I lean towards the GC side in the Trans Wars, and I refuse to accept the TRA assertion that anyone who doesn't instantly accept "self-ID" as the way to designate sex is guilty of attempted genocide. But I find the whole "grooming" panic dangerous. It's far too easy to manipulate "safeguarding" into an excuse for despising anyone who doesn't fit some right-wing myth. 

The Trans Wars have to be hard for transvestites (remember them?). Anyone who gets some psychological or sexual satisfaction from knowing, avowed cosplay is regarded as a traitor by TRAs and as some AGP perv by the GCs.  Too many GC writers seem to be rejecting sexual pleasure and sexual experimentation; too many TRA types seem to be rejecting the idea that someone can be lesbian or gay at all.  

I've snarked here before that we're all at the mercy of what I call Authenticity Fetish.
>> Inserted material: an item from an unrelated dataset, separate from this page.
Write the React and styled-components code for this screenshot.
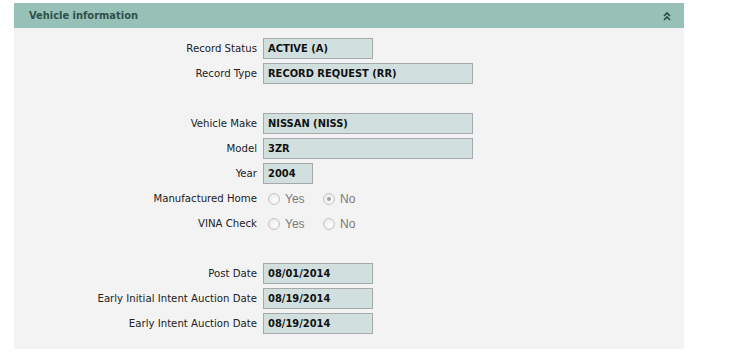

We can't enjoy cosplay or experimentation. Any social presentation has to be real, permanent, and reflect some inner true identity. It's no longer possible to simply act out a role for a day, or act it out in certain spaces. Identity can't be provisional, and it can't be tried on, worn, and taken off.  

I miss the days when "grooming" could be taken to mean "seduction", and I miss the days when there were daylight identities and night identities, when life could be about social cosplay. 

 





Saturday, November 5, 2022

Three Five Nine: Repetition

 There's a question that's been haunting me lately. 

In its simplest form, it's this: how do you acquire fantasies? How do you create new fantasies? How do you re-program your dreams and desires?

There's the old Freudian term repetition compulsion, and it bothers me.  What do you do when you realize that your fantasies never really change, that you play out the same scenes over and over?

There may be some minor changes, some tweaks-- slightly different furniture, slightly different clothes, slightly different time of day. But that's all minor editing, no more than tweaks. I was brought up to be an academic, and I'm used to going back and polishing things I've written. A slight change in adjectives, a slight rearrangement of paragraphs, streamlining a sentence. But that's all minor, all in the service of telling a given story. The underlying story itself never changes.

These days there are a couple of ongoing fantasies that play out in my head. The basic plots are the same-- the couple that should have no chance of meeting or interacting happen to end up encountering one another and talking themselves into bed. Lots of dialogue, of course. Always lots of dialogue. Talking is always a key part of sex for me. And the dialogue is always polished up, always tweaked. 

In the ongoing films-in-my-head there's always a speech delivered by a particular, very tall, fashion model. She's explaining what's about to happen, explaining it to my character. Look, she says, this is a big city. Every night lots of people who are just totally random, who you'd never think could even be in the same places, happen to meet  and end up going home together. It's just odds. Sometimes the odds fall out one way.  I've worked on that speech a long time. Some things matter to me. That explanation for a meeting matters to me.

My mind works like that. I need explanations. I need to know how and why.

I also need to be able to find new fantasies. New things need to happen, characters need to change, characters need to dive into new experiences. I'm given to watching the same films or reading the same books over and over. I'll watch the same film scene over and over just for a particular moment, a particular emotional response. I need to try new things,  even if only inside my head. 

This goes to the issue of how people acquire kinks and fetishes, of how people acquire new desires. Not just new human objects-of-desire, but new stories and new story arcs and plots. 

I like the current films-in-my-head, I like the point of the story, and I like the fantasy girl rather a lot. But I don't want to be stuck forever in a loop. I want there to be new stories.  I want there to be new avenues for adventure, excitement, pleasure.

What I don't how is how to leverage that. I can list things-- activities, places, partners, games --I'm interested in, but those lists don't translate into scripts and scenes in my head. I'm not sure how to look at a description of a kink and then make it something of my own. 

What I need is some incentive to make changes, to try out new adventures.